Using painter’s tape allowed me to adjust several times without ruining the paint on the walls. Once I was happy with the placement, I marked the bottom center of each frame on the wall using a pencil.

Step 4: Mark where to hang the pictures

Okay so I had my placement of where I wanted to hang the pictures, but now I needed to know where to place the nail. To accomplish this I first measured the middle of each frame and marked it with a whiteboard marker on the glass. Then I put a dab of toothpaste on the back hook/clip of the frame. Next I lined up the bottom center of the frame with the bottom center of the paper cut out. Smush the frame onto the paper so the toothpaste will leave a little blob on the paper. Wipe off any excess on the frame then place the nail in the paper where the blob is. Once the nail is in you can take off the paper, and hang and level the frame.
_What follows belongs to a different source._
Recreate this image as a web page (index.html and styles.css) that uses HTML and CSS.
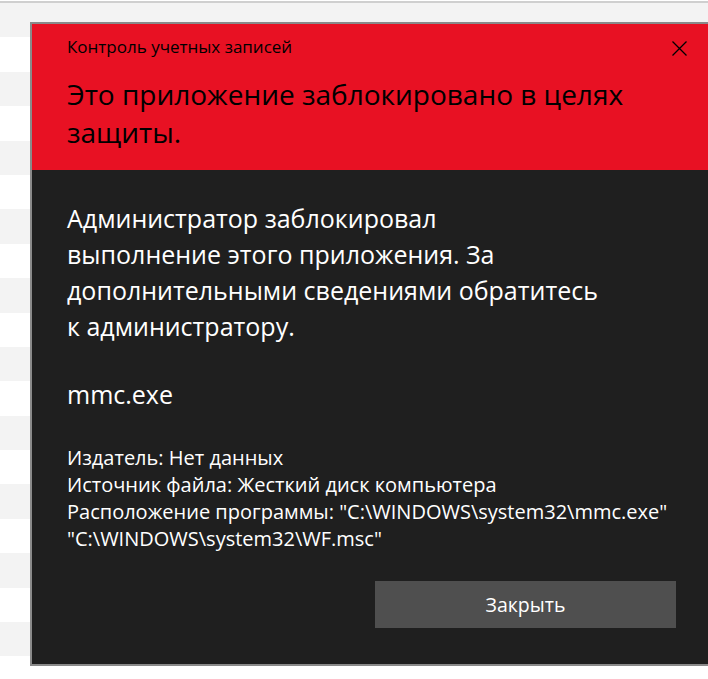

If you are using command strips, simply place your command strip on the frame, line up the bottom center of the frame with the mark on wall, remove the paper and stick! It’s definitely easier (and non damaging), but more expensive than nails.

Step 5: Hang, Level and Enjoy!

I like to wait to hang the photos until all the nails are in so that the hammering doesn’t disturb the other photos. Whip out your handy dandy level (or phone level app) and hang your pictures. Enjoy your stairwell photo gallery every time you walk up and down your stairs! I have to say it makes such a statement right when you walk through the door now! In this photo, I hadn’t gotten all my photos printed from Staples yet, but at least the frames were all hung!

How to plan a stairwell photo gallery
Enjoy your memories every time you take the stairs!

So that is how to plan your stairwell photo gallery the right way! Less mistake holes in the wall, a more cohesive look overall and well spaced out. As much as I love a random photo collage, having some symmetry and balance creates a more aesthetically pleasing look overall.